20. Однако Клавдий, обычно снисходительный к чужеземной знати, на этот раз колебался, что было бы правильнее, принять ли пленника, обязавшись сохранить ему жизнь, или захватить его силой оружия. К последнему его толкала горечь нанесенных ему оскорблений и жажда мести; но возникали и такие возражения: придется вести войну в труднодоступной местности и вдали от морских путей; к тому же цари в тех краях воинственны, народы — кочевые, земля — бесплодна; медлительность будет тягостна, а торопливость чревата опасностями; победа обещает мало славы, а возможное поражение — большой позор. Не лучше ли поэтому удовлетвориться предложенным и оставить жизнь изгнаннику, который, чем дольше проживет в унижении, тем большие мучения испытает. Убежденный этими соображениями, Клавдий ответил Эвнону, что, хотя Митридат заслуживает наистрожайшего примерного наказания и он, Клавдий, располагает возможностью его покарать, но так уже установлено предками: насколько необходимо быть непреклонным в борьбе с неприятелем, настолько же подобает дарить благосклонность молящим о ней — ведь триумфы добываются только в случае покорения исполненных силы народов и государств.
21. После этого Митридат был выдан римлянам и доставлен в Рим прокуратором Понта Юнием Цилоном. Передавали, что он говорил с Цезарем более гордо, чем надлежало бы в его положении, и получили известность такие его слова: "Я не отослан к тебе, но прибыл по своей воле; а если ты считаешь, что это неправда, отпусти меня и потом ищи". Он сохранял бесстрастное выражение лица и тогда, когда, окруженный стражею, был выставлен напоказ народу у ростральных трибун. Цилону были определены консульские отличия, Аквиле — преторские.
(Перевод А.С. Бобовича из: Корнелий Тацит. 1970. I. С. 202-204)
[1] Написана в 98 г. н.э.
[2] В представлении Тацита, Свебия — это Германия от Рейна до низовьев Дуная.
[3] После Плиния (см. выше) это следующее по времени упоминание венедов, которых многие считали славянами. О проблемах, связанных со славянством тацитовых венедов, и анализ настоящего текста см. подробнее: Свод 1994. С. 37-45.
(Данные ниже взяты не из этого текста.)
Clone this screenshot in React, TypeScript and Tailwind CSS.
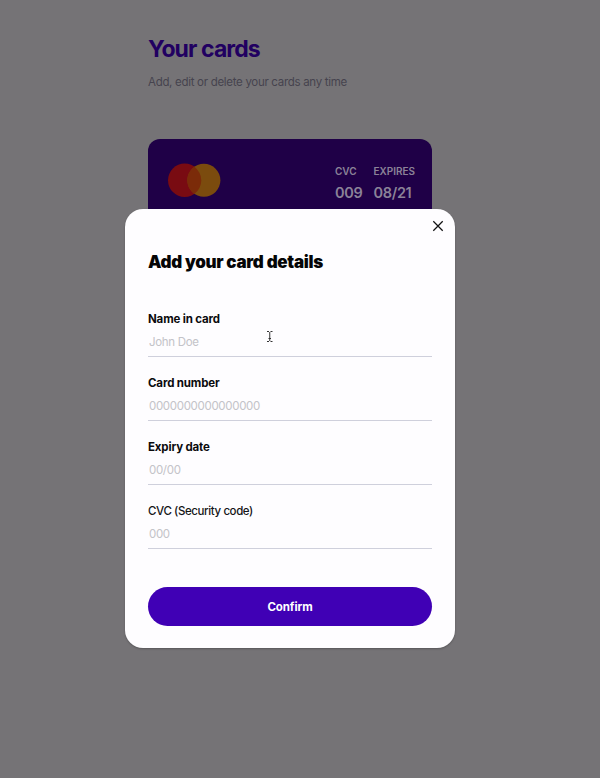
import React from "react";

type FieldProps = { label: string; placeholder: string; light?: boolean };

function Field({ label, placeholder, light }: FieldProps) {
  return (
    <label className="block h-16">
      <span
        className={
          light
            ? "block text-[11.5px] font-medium leading-4 tracking-[-0.4px] text-[#151517]"
            : "block text-[11.5px] font-bold leading-4 tracking-[-0.15px] text-[#0b0b0d]"
        }
      >
        {label}
      </span>
      <input
        placeholder={placeholder}
        className="block h-[30px] w-full border-b border-[#cfd0dc] bg-transparent px-px text-[11.5px] tracking-[-0.32px] outline-none placeholder:text-[#c3c3c8]"
      />
    </label>
  );
}

function CardFact({ name, value }: { name: string; value: string }) {
  return (
    <div>
      <div className="text-[10px] font-semibold leading-4">{name}</div>
      <div className="mt-1 text-[14.5px] font-semibold leading-5 tracking-[-0.3px]">{value}</div>
    </div>
  );
}

export default function App() {
  return (
    <div className="relative h-[778px] w-[600px] overflow-hidden bg-[#757376] font-['Inter','Liberation_Sans',sans-serif]">
      <main className="ml-[148px] w-[284px] pt-[33px]">
        <h1 className="whitespace-nowrap text-[23px] font-bold leading-8 tracking-[-0.9px] text-[#210061]">Your cards</h1>
        <p className="mt-[9px] whitespace-nowrap text-[11.5px] leading-4 tracking-[-0.3px] text-[#46434e]">
          Add, edit or delete your cards any time
        </p>
        <section className="mt-[49px] flex h-[170px] justify-between rounded-[12px] bg-[#1f0047] pl-[19px] pr-[17px] pt-6 text-[#8b8398]">
          <svg width="54" height="34" viewBox="0 0 54 34">
            <circle cx="17.7" cy="17.3" r="16.7" fill="#790b12" />
            <circle cx="36.9" cy="17.3" r="16.5" fill="#7b4b0e" />
            <path d="M27.3 3.7a16.7 16.7 0 0 1 0 27.2a16.5 16.5 0 0 1 0-27.2z" fill="#7b2b09" />
          </svg>
          <div className="flex gap-[11px]">
            <CardFact name="CVC" value="009" />
            <CardFact name="EXPIRES" value="08/21" />
          </div>
        </section>
      </main>

      <div
        role="dialog"
        className="absolute left-[125px] top-[209px] h-[439px] w-[330px] rounded-[18px] bg-[#fefdff] px-[23px] pt-[41px] shadow-[0_1px_2px_rgba(0,0,0,0.25)]"
      >
        <button aria-label="Close" className="absolute right-[11px] top-[11px] block">
          <svg width="12" height="12" viewBox="0 0 12 12" fill="none" stroke="#111" strokeWidth="1.25">
            <path d="M1.3 1.3l9.4 9.4M10.7 1.3l-9.4 9.4" />
          </svg>
        </button>
        <h2 className="whitespace-nowrap text-[17px] font-black leading-6 tracking-[-0.3px] text-[#050506]">
          Add your card details
        </h2>
        <form className="mt-[37px]">
          <Field label="Name in card" placeholder="John Doe" />
          <Field label="Card number" placeholder="0000000000000000" />
          <Field label="Expiry date" placeholder="00/00" />
          <Field label="CVC (Security code)" placeholder="000" light />
          <button
            type="button"
            className="mt-5 block h-[39px] w-[284px] rounded-full bg-[#4000b5] pt-0.5 text-[11.5px] font-bold tracking-[-0.1px] text-white"
          >
            Confirm
          </button>
        </form>
        <svg className="absolute left-[141px] top-[121px]" width="8" height="13" viewBox="0 0 8 13" fill="none" stroke="#333" strokeWidth="1">
          <path d="M1 1.5h2M4.5 1.5h2M3.75 2v9M1 11.5h2M4.5 11.5h2M2.5 8.5h2.5" />
        </svg>
      </div>
    </div>
  );
}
[4] Предполагается, что венеды, по описанию Тацита, должны располагаться где-то в Повисленье.
[5] Под феннами Тацита следует понимать саамов, живших в это время к северу от Немана.
[6] Написана в первые десятилетия II в. н.э.
[7] Описываются события 60-х гг. I в. н.э.
[8] Длинные сарматские мечи известны по археологическим находкам в Северном Причерноморье.
[9] Тацит называет эти панцири "катафрактами". Сарматская конница славилась катаф-рактариями — всадниками в тяжелом вооружении.
[10] Марк Апоний Сатурнин был награжден в 69 г. императором Отоном за победу над роксоланами.
[11] Отон — римский император (32-69 гг. н.э.).
[12] "Анналы" были написаны в начале II в. н.э. после "Истории".
[13] Речь идет о событиях 49 г. н.э. О боспорском царе Митридате см. подробнее: Dio, LX, 8. Тацит подробно рассказывал о его судьбе в утраченной части "Анналов".
[14] Авл Дидий Галл (в 40 г. он был легатом pro praetore провинции Мезия) низверг в 46 г. с боспорского престола Митридата и посадил на его место его брата Котиса.
[15] Крупный чиновник, известный по нескольким эпиграфическим документам.
[16] Меотийское племя дандариев зафиксировано на Боспоре эпиграфическими документами (IOSPE, II, 66; 344).
[17] Из других источников имя этого царя неизвестно.
[18] Это имя царя аорсов встречается только у Тацита.
[19] Известен только из "Анналов" Тацита.
[20] Вероятно, один из правых притоков Кубани.
[21] Из других источников такой город неизвестен.
[22] Имеется в виду восточное побережье Азовского моря.
[23] Митридат считался потомком понтийских Митридатов, ведущих свое происхождение от Ахеменидов.
[24] Римский император Клавдий (10 г. до н.э. — 54 г. н.э.).